To start with, there is an obvious structure to the book. The first two chapters are historical prose…as is the last chapter. In between, there is dialogue. A lot of it! The only Bible book that is like it in structure is the Song of Solomon, which is much shorter and exclusively dialogue.
The Structure of the Play
(from 100,000 feet)
- Chapters 1-2 – (2) – Narrative
- Chapters 3-41 – (39) – Dialogue
- Chapter 42 – (1) – Narrative
You can see from the chapter counts above that the dialogue makes up the bulk of the book. However, lest we get caught in the weeds of all that dialogue, we have to remember that the dialogue is framed by the action that takes place in the beginning and ending chapters. So, to drill down into the structure of play, let’s focus first mainly on what happens in the course of the play.
The Structure of the Play
(from 75,000 feet)
- Chapters 1-2 – (2) – Narrative – Job is afflicted.
- Chapters 3-41 – (39) – Dialogue – Job and his friends struggle to understand why.
- Chapter 42 – (1) – Narrative – Job is restored.
People who know anything at all about Job know that he was afflicted. In fact, that’s often the only thing anyone knows about him. And that’s unfortunate because that is not the main point of the book of Job. The book’s main point is this:
Eccl 8:14 There is futility which is done on the earth, that is, there are righteous men to whom it happens according to the deeds of the wicked. On the other hand, there are evil men to whom it happens according to the deeds of the righteous. I say that this too is futility.
Job was a righteous man “to whom it happened according to the deeds of the wicked.” Just like it did with Jesus. #FJOT Job is a type of Christ.

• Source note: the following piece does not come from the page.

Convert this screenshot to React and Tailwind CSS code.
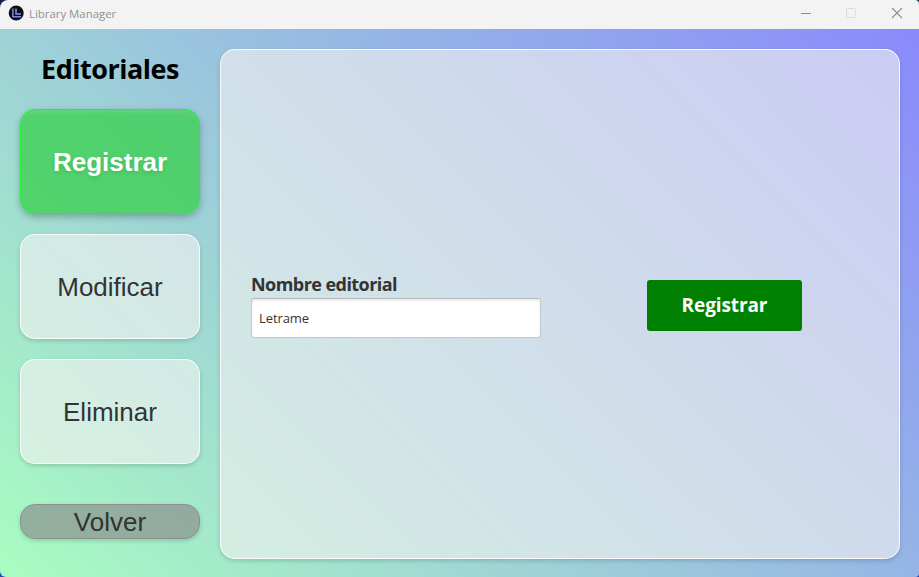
const sideFont = "font-['Liberation_Sans',Arial,sans-serif]";

function TitleBar() {
  return (
    <header className="flex h-[29px] shrink-0 items-center bg-[#f3f3f3] pl-[8px] font-['Open_Sans','Noto_Sans',sans-serif]">
      <svg width="16" height="16" viewBox="0 0 16 16" className="mb-[3px]">
        <circle cx="8.2" cy="8" r="7.5" fill="#0b0d12" />
        <path d="M4.9 3.5V11.8H13" stroke="#7688ea" strokeWidth="1.5" fill="none" />
        <path d="M8 3.5V9H13" stroke="#8496f6" strokeWidth="1.5" fill="none" />
      </svg>
      <span className="mb-[2px] ml-[5px] w-[88px] whitespace-nowrap text-[11.4px] text-[#919191]">
        Library Manager
      </span>
      <svg width="110" height="20" viewBox="0 0 110 20" className="mr-[12px] mb-[3px] ml-auto" fill="none">
        <path d="M4 10.5H14" stroke="#8e8e8e" />
        <rect x="49.5" y="5.5" width="9" height="9" rx="1" stroke="#dddddd" />
        <path d="M95 5L105 15M105 5L95 15" stroke="#8e8e8e" strokeWidth="1.1" />
      </svg>
    </header>
  );
}

function SideButton({ children }) {
  return (
    <button className={`${sideFont} h-[105px] w-full rounded-[15px] border border-white/85 bg-[#f0f0f0]/63 pt-[2px] text-[26px] text-[#333333] shadow-[0_2px_4px_rgba(0,0,0,0.16)]`}>
      {children}
    </button>
  );
}

export default function App() {
  return (
    <div className="h-[577px] w-[919px] bg-[linear-gradient(#10204a,#2a44c0)]">
      <div className="flex h-full flex-col overflow-hidden rounded-tl-[8px] rounded-tr-[4px] rounded-br-[4px] rounded-bl-[6px]">
        <TitleBar />
        <main className="flex flex-1 bg-[linear-gradient(45deg,#a9fdc0,#8a8afc)] pt-[20px] pr-[19px] pb-[18px] pl-[20px] font-['Open_Sans','Noto_Sans',sans-serif]">
          <aside className="flex w-[180px] flex-col">
            <h1 className="flex h-[40px] items-center justify-center whitespace-nowrap text-[27px] font-bold tracking-[-0.5px] text-black">
              Editoriales
            </h1>
            <div className="mt-[20px] flex flex-col gap-[20px]">
              <button className={`${sideFont} h-[105px] w-full rounded-[15px] border border-[#25ee3c] bg-[#2fd040]/70 pt-[2px] text-[26px] font-bold text-white shadow-[0_3px_7px_rgba(0,0,0,0.26),inset_0_5px_5px_-2px_rgba(255,255,255,0.1)] [text-shadow:0_2px_4px_rgba(0,0,0,0.12)]`}>
                Registrar
              </button>
              <SideButton>Modificar</SideButton>
              <SideButton>Eliminar</SideButton>
            </div>
            <button className={`${sideFont} mt-[40px] flex h-[35px] w-full items-center justify-center rounded-[15px] border border-[#8c908e] bg-[#888888]/65 pt-[2px] text-[26px] text-[#333333] shadow-[0_2px_4px_rgba(0,0,0,0.16)]`}>
              Volver
            </button>
          </aside>
          <section className="ml-[20px] flex h-[510px] w-[680px] items-start rounded-[15px] border border-white/85 bg-[#f0f0f0]/64 pt-[221px] pl-[30px] shadow-[0_2px_4px_rgba(0,0,0,0.16)]">
            <div className="w-[290px]">
              <label htmlFor="nombre" className="flex h-[27px] items-start whitespace-nowrap text-[18px] leading-[26px] font-bold tracking-[-0.55px] text-[#333333]">
                Nombre editorial
              </label>
              <input
                id="nombre"
                defaultValue="Letrame"
                className="block h-[40px] w-full rounded-[3px] border border-[#c4c8ca] border-t-[#b4b8ba] bg-white px-[7px] text-[13px] tracking-[-0.1px] text-[#333333] shadow-[inset_0_2px_2px_rgba(0,0,0,0.08)] outline-none"
              />
            </div>
            <button className="mt-[9px] ml-[106px] h-[51px] w-[155px] rounded-[3px] bg-[#008000] text-[19px] font-bold tracking-[-0.1px] text-white">
              Registrar
            </button>
          </section>
        </main>
      </div>
    </div>
  );
}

The arc of Job’s story is that he was a righteous, prosperous, and healthy man. He had everything going for him. This was all because Job had put God first, his family second, everyone else third, and himself last. Because Job was making God look good, Satan was jealous and sought permission to afflict Job in hopes of turning him against God…and thereby making God look bad. After a relatively brief period of great pain and struggle, God blessed Job twice as much as he had been blessed before his great trial. The book does not say how long Job’s period of affliction lasted, but the most reasonable inference is months – not days, and not years. His lifespan was at least 140 years, and perhaps, according to some ancient Jewish sources, as much as 210 years. Thus Job’s period of affliction was less than 1% of his adult life. Conversely, he lived a remarkably blessed life 99% of the time! This is why I described his sufferings as lasting for “a relatively brief period.”

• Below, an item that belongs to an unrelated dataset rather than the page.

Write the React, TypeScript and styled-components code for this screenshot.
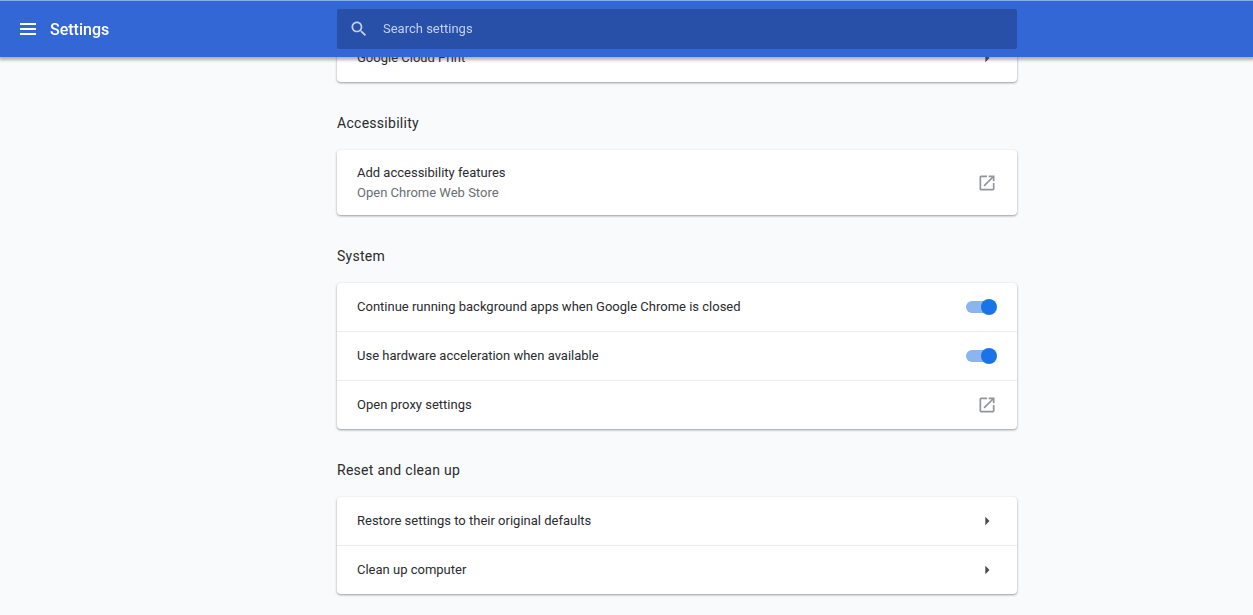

None of this is to minimize the severity of Job’s suffering – no matter how short the duration. It was awful! Satan went after Job in two waves of evil. The first wave cost Job all of his many children and the whole of his considerable fortune. He and his wife became childless and penniless in an instant of time. The second wave cost Job his health. He became covered from head to toe in sore boils – simultaneously wracked with physical pain and intense shame. Conversely, when the Lord delivers Job from the adversity, the blessings on Job are doubled from what they were before! Job’s suffering was as extreme as his glory – just far less time-consuming. The problem for Job was the same as the problem we have during times of trouble: it seems like the trouble is never going to end. No time of trouble ever seems short until after it’s ended. Let’s drill down on the play’s structure and consider how the relevant issues are presented to us.
The Structure of the Play
(from 50,000 feet)
- Chapters 1-2 – (2) – Narrative – Job is afflicted.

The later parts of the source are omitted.